Edit: Apparently, this doesn't re-write the actual repo so anyone seriously interested in e-mail addresses will be unaffected. It was already easier to get e-mails via cloning rather than through scraping or the API.

stormbrew|12 years ago

This seems kind of like privacy theatre to me. What's to stop someone from just cloning your repos and deriving your email from the commit attributes?

plorkyeran|12 years ago

The actual commits will have the fake address. The change isn't that they're hiding the email addresses in the UI; it's that they've added the option to use a fake email address for commits made via the web UI while still receiving notification emails from Github.

technoweenie|12 years ago

You don't need a valid email to commit to your repositories, but you do need one to use GitHub notifications. This feature makes it possible to use the web editor with a fake email address instead of your notifications email address.

absherwin|12 years ago

Absolutely nothing. According to the linked help page, a fake email address must be provided to git config. They'd need a separate copy of the repo with the blinded email address for public access. It's not hard to do but I imagine it would bother repo maintainers that an individual user could cause different repos to be served. Of course, everyone could just decide that email in commits isn't worth the privacy risk. It's a trade-off.

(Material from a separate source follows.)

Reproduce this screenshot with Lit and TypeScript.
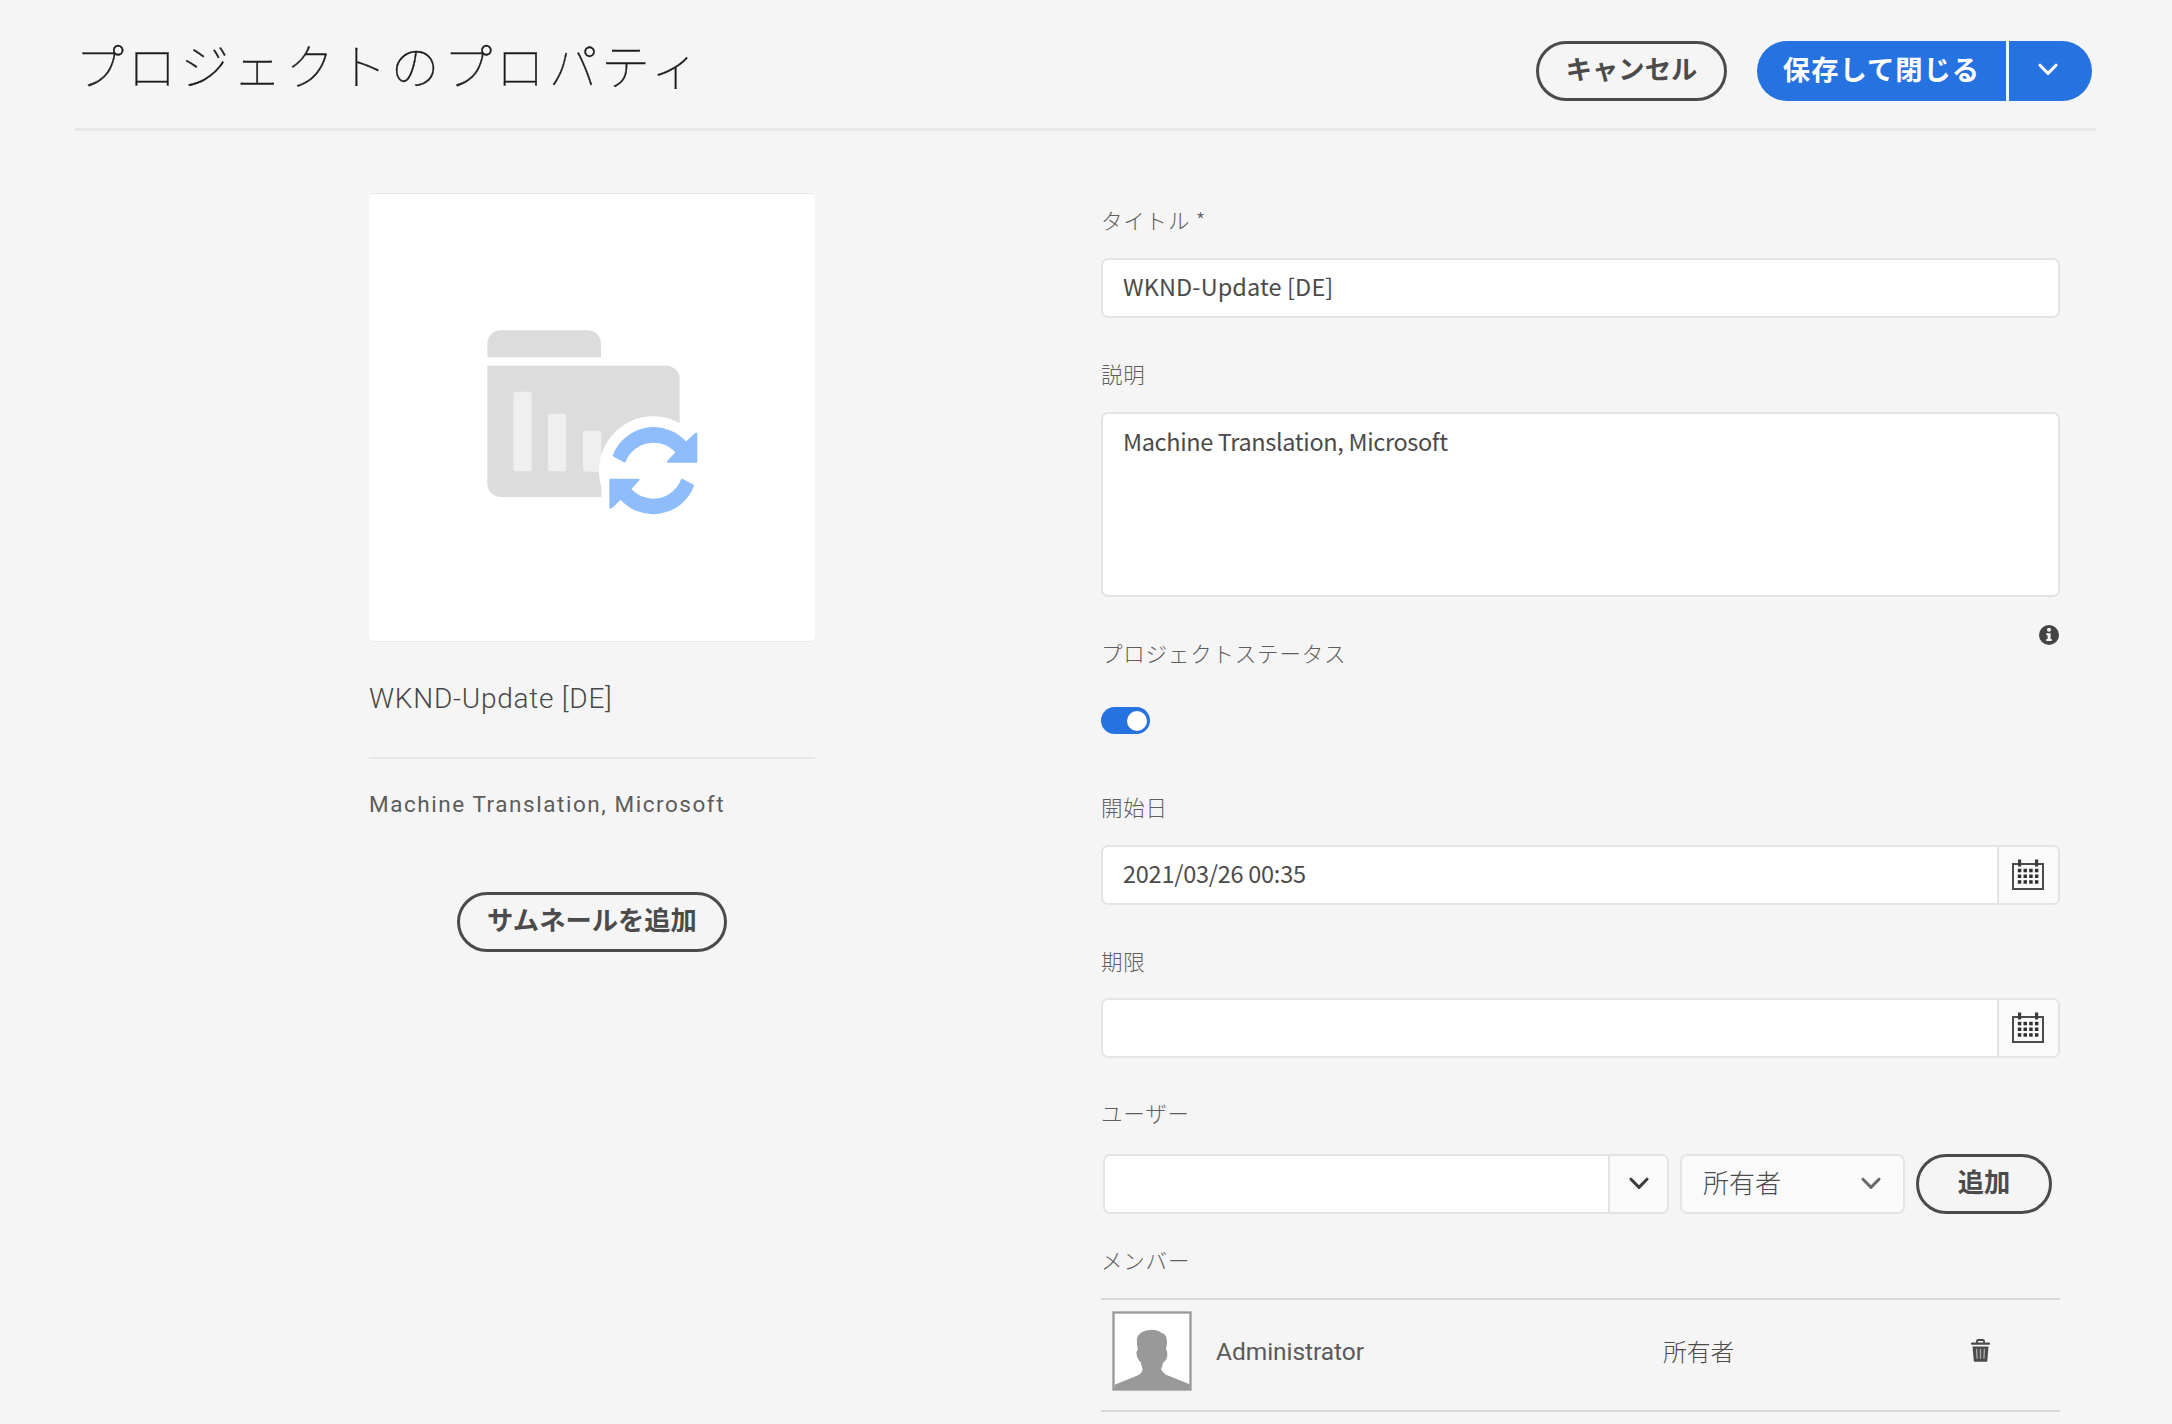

For the curious: Downloading all the repos and extracting email addresses takes 1-2 days and costs <$50 on AWS.

csense|12 years ago

Nothing. Which is why I use a fake email in my commits.

danielweber|12 years ago

I use fake email addresses on all my git contributions.

MrGando|12 years ago

Awesome, lately privacy has become a real concern for me... my inbox filled with Recruiter e-mails will also like this!

smokey42|12 years ago

Not going to help. Cloning some public repo will expose all emails you commited with anyway.

signed0|12 years ago

Good point. I mistakenly thought that they were going to rewrite the email addresses in git commits, it appears that is not the case.

mapleoin|12 years ago

So how is this different from using any fake email address?

plorkyeran|12 years ago

There previously was no way to use a fake email address when making changes from the web UI and still receive email notifications from Github since the same email address was used for both things.

d0vs|12 years ago

Shut up. Is it necessary to bash every single new feature because it can be done another way?